Exploring Molecule-Surface Interactions of Urania via IR Spectroscopy and Density Functional Theory.

Abstract

Within the framework of surface-adsorbate interactions relevant to chemical reactions of spent nuclear fuel, the study of actinide oxide systems remains one of the most challenging tasks at both the experimental and computational levels. Consequently, our understanding of the effect of their unique electronic configurations on surface reactions lags behind that of d-block oxides. To investigate the surface properties of this system, we present the first infrared spectroscopy analysis of carbon monoxide (CO) interaction with a monocrystalline actinide oxide, UO₂(111). Using a monocrystalline form avoids issues related to super-stoichiometries (UO2+x) and makes the experimental data suitable for further theoretical studies. Our findings reveal that CO adsorbs molecularly and shows a pronounced blue shift of the vibrational frequency to 2160 cm⁻¹ relative to the gas-phase value.

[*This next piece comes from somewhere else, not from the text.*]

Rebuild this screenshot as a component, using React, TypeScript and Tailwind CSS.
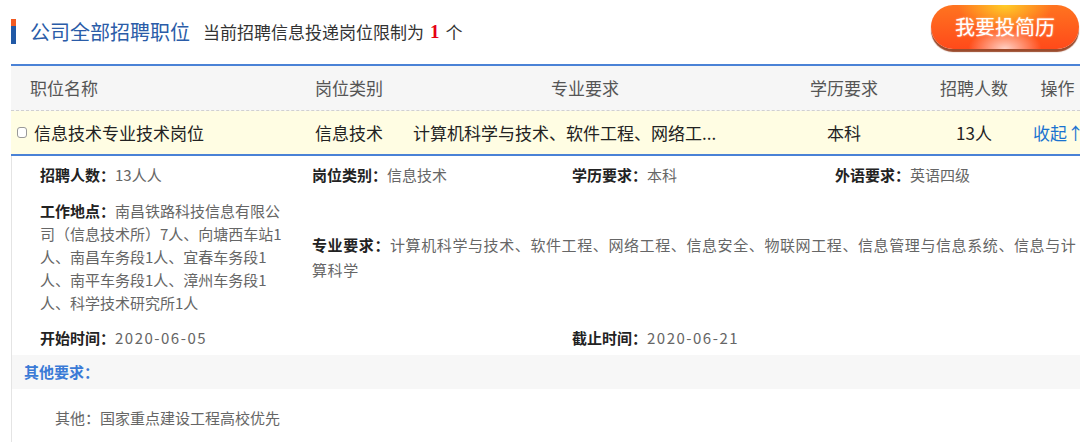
const fieldLabel = 'font-bold text-[#222]';
const fieldValue = 'text-[#666]';

function Field({ label, value, wide }: { label: string; value: string; wide?: boolean }) {
  return (
    <div className="leading-[23px]">
      <span className={fieldLabel}>{label}：</span>
      <span className={wide ? 'tracking-[1.5px] text-[#666]' : fieldValue}>{value}</span>
    </div>
  );
}

function ApplyButton() {
  return (
    <button className="ml-auto mr-[1px] mt-[5px] flex h-[44px] w-[148px] items-center justify-center rounded-full bg-[radial-gradient(ellipse_at_50%_0%,rgba(255,214,40,0.9),transparent_45%),radial-gradient(ellipse_at_50%_100%,rgba(255,255,255,0.75),transparent_35%),linear-gradient(180deg,#ff7420,#ff4a1a)] text-[20px] text-white shadow-[0_3px_1px_#9b4b2c] [text-shadow:0_0_2px_rgba(255,255,255,0.6)]">
      我要投简历
    </button>
  );
}

export default function App() {
  return (
    <div className="h-[442px] w-[1080px] overflow-hidden bg-white font-['Noto_Sans_CJK_SC',sans-serif]">
      {/* page title */}
      <div className="flex h-[64px]">
        <div className="ml-[11px] mt-[19px] flex h-[25px] items-center">
          <div className="flex h-[25px] w-[5px] flex-col">
            <div className="h-[7px] bg-[#f15a22]" />
            <div className="flex-1 bg-[#2159a6]" />
          </div>
          <h1 className="ml-[14px] text-[20px] leading-[25px] text-[#2a5ca8]">公司全部招聘职位</h1>
          <p className="ml-[13px] flex items-center text-[17px] leading-[25px] text-[#333]">
            当前招聘信息投递岗位限制为
            <span className="mx-[6px] font-['Liberation_Serif',serif] text-[19px] font-bold text-[#e60012]">1</span>
            个
          </p>
        </div>
        <ApplyButton />
      </div>

      {/* job table */}
      <div className="ml-[11px] w-[1079px]">
        <div className="grid h-[47px] grid-cols-[294px_100px_360px_158px_102px_65px] items-center border-t-2 border-b border-dashed border-[#4a82d6] border-b-[#d0d0d0] bg-[#f6f6f6] text-[17px] text-[#555] [border-top-style:solid]">
          <div className="pl-[19px]">职位名称</div>
          <div className="pl-[10px]">岗位类别</div>
          <div className="text-center">专业要求</div>
          <div className="text-center">学历要求</div>
          <div className="text-center">招聘人数</div>
          <div className="text-center">操作</div>
        </div>
        <div className="grid h-[45px] grid-cols-[294px_100px_360px_158px_102px_65px] items-center border-b-2 border-[#4a82d6] bg-[#fffde3] text-[17px] text-[#222]">
          <div className="flex items-center gap-[7px] pl-[6px]">
            <span className="h-[11px] w-[10px] rounded-[3px] border border-[#999] bg-white" />
            信息技术专业技术岗位
          </div>
          <div className="pl-[10px]">信息技术</div>
          <div className="whitespace-nowrap pl-[8px]">计算机科学与技术、软件工程、网络工...</div>
          <div className="text-center">本科</div>
          <div className="text-center">13人</div>
          <div className="whitespace-nowrap pl-[8px] text-[#1a73d0]">收起↑</div>
        </div>

        {/* expanded detail */}
        <div className="h-[286px] border-l border-[#e4e4e4] text-[15px]">
          <div className="pl-[28px] pt-[7px]">
            <div className="grid grid-cols-[272px_260px_263px_263px]">
              <Field label="招聘人数" value="13人人" />
              <Field label="岗位类别" value="信息技术" />
              <Field label="学历要求" value="本科" />
              <Field label="外语要求" value="英语四级" />
            </div>
            <div className="mt-[13px] grid grid-cols-[272px_auto] items-center">
              <div className="w-[250px] leading-[23px]">
                <span className={fieldLabel}>工作地点：</span>
                <span className={fieldValue}>
                  南昌铁路科技信息有限公司（信息技术所）7人、向塘西车站1人、南昌车务段1人、宜春车务段1人、南平车务段1人、漳州车务段1人、科学技术研究所1人
                </span>
              </div>
              <div className="w-[772px] leading-[25px] tracking-[0.6px]">
                <span className={fieldLabel}>专业要求：</span>
                <span className={fieldValue}>
                  计算机科学与技术、软件工程、网络工程、信息安全、物联网工程、信息管理与信息系统、信息与计算科学
                </span>
              </div>
            </div>
            <div className="mt-[12px] grid grid-cols-[272px_260px_263px_263px]">
              <Field label="开始时间" value="2020-06-05" wide />
              <div />
              <Field label="截止时间" value="2020-06-21" wide />
            </div>
          </div>
          <div className="mt-[6px] flex h-[34px] items-center bg-[#f7f7f7] pl-[12px] font-semibold text-[#3a7ad6]">
            其他要求：
          </div>
          <div className="mt-[17px] pl-[43px] leading-[23px] text-[#666]">其他：国家重点建设工程高校优先</div>
        </div>
      </div>
    </div>
  );
}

Interpreted through Density Functional Theory (DFT) at different levels of computation, results indicate that to accurately describe the interaction between the CO molecule and the surface, it is essential to consider hybrid functionals, the non-collinearity of uranium's local magnetic moments, and spin-orbit coupling. Moreover, an intense IR absorption band at 978 cm⁻¹ emerged upon CO exposure, tentatively attributed to the O-U-O asymmetric stretch of surface substrate vibration. This new band, together with the observation of the importance of the relativistic effect in determining the nature of the chemical bonding of CO, is poised to broaden our understanding of actinide surface reactions.